Industrials. J.B. Hunt Transportation Services (JBHT) was one of our Strategy’s worst performers during the quarter, down more than 19%. But this is another example where self-help could set the stage to benefit from potential secular tailwinds.

J.B. Hunt is a leading intermodal shipping company. Customers hire Hunt to move freight using a variety of transportation modes to reduce cost and fuel consumption. This “agnostic” approach stands in contrast to most competitors who utilize a single mode of transportation. The company missed first quarter expectations, causing the stock to sell off in April. The truck load (TL) market is in a deep recession due to weak demand and too much capacity.
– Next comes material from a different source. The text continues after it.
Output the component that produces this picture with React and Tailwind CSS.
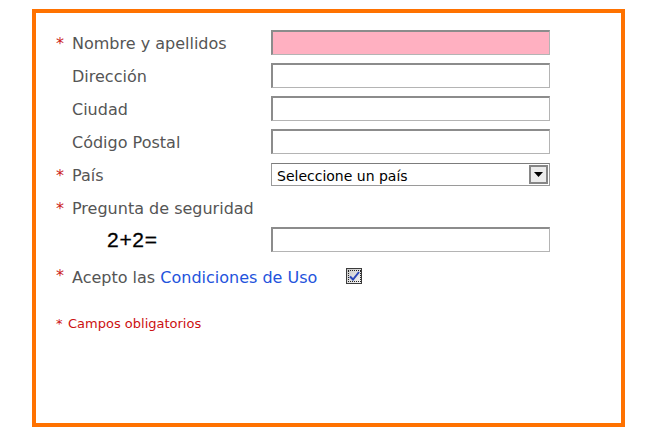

Because TL is a substitute market for intermodal (normally a much-less-efficient substitute at that), the irrationally priced spot market, which tracks the cost to move single shipments by truck at current prices, has cut Hunt’s intermodal margins to their lowest levels in more than 20 years while forcing management to walk away from some contracted business as renewals occur.  

With profit expectations down around 25% from the peak, Hunt is underearning. Management is planning to increase Hunt’s intermodal capacity 40% by the end of 2025 versus 2021 levels, improving asset density and efficiency, while driving further market share gains. In recognition of the soft freight market, management has elected to moderate capital spending with the goal of improving asset utilization. Importantly, we believe that a cyclical recovery is only the beginning of the story, with the company uniquely poised to structurally gain market share for the rest of the decade driven by a cost advantage relative to TL.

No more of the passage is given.